This morning, I told you about Memorial Day and we painted our toe nails in red, white and blue. We pulled the Old Glory T-shirts out of the cupboard and prepared to eat BBQ for lunch. I hope, I really hope, that this immigrant mama of yours is doing right by you.
I grew up in such a different world than yours. I learned about the World Wars in school, and even though I had grandparents who had served in the armed forces in North Africa, they were not the heroes of my World War II and Cold-War heavy curriculum: It was the United States who held hero status. Half a world away, I sat in a classroom and learned about Pearl Harbor and Hueys and the flying soldiers of the green beret and I was grateful that the world looked as it did: Not Nazi and not communist. American troops were the ones to thank.
In the years that followed, though, I grew restless and frustrated by what I learned of international affairs. Years of war in the Middle East and Afghanistan, and an (in my opinion) knee-jerk and paranoid response to the (admittedly tragic) events of 9/11. The American troops were not my favorite.
But more than a decade later, I find myself living in the States with you three children, and you are American. We enjoy security, peace and a freedom to laugh and pray and move around and go to school, and I am not unaware that these things came at a cost. I may not be the parent who can fill your heads with patriotic stories of old -- I don't even know the words to the pledge of allegiance. And yet, I want to honor the place we live, and the country of your birth, as best I can.
For while I don't understand and can't condone the reasons for all the wars the U.S. has engaged in, I now know that Memorial Day is not about the politics of war.

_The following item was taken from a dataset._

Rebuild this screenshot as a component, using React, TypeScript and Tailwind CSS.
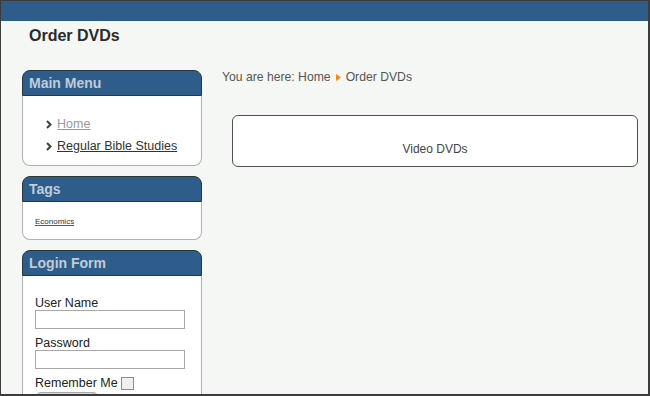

It is about the individuals and families I now know by name whose fathers, brothers, sons and daughters have traveled far away in our service at great cost and at great risk to themselves and their loved ones. I have now sat with a friend whose father was killed in Lebanon. Memorial Day honors those who have fallen. I have cried with friends whose loved ones have been deployed, ready to risk all, and I have rejoiced with them on their return.
And so as I painted your toenails this morning and told you about the history of this day, I want you to know I'm not so conflicted anymore. I'm painting my toes alongside you in honor of Memorial Day: to show you that we can honor those who have served us even though we didn't fully understand how or why they were serving. We're wearing the T-shirts to show gratitude to those who protected us from dangers perceived and real.
Happy Memorial Day, little ones. This immigrant mama of yours is grateful to this country, and grateful that you belong to it.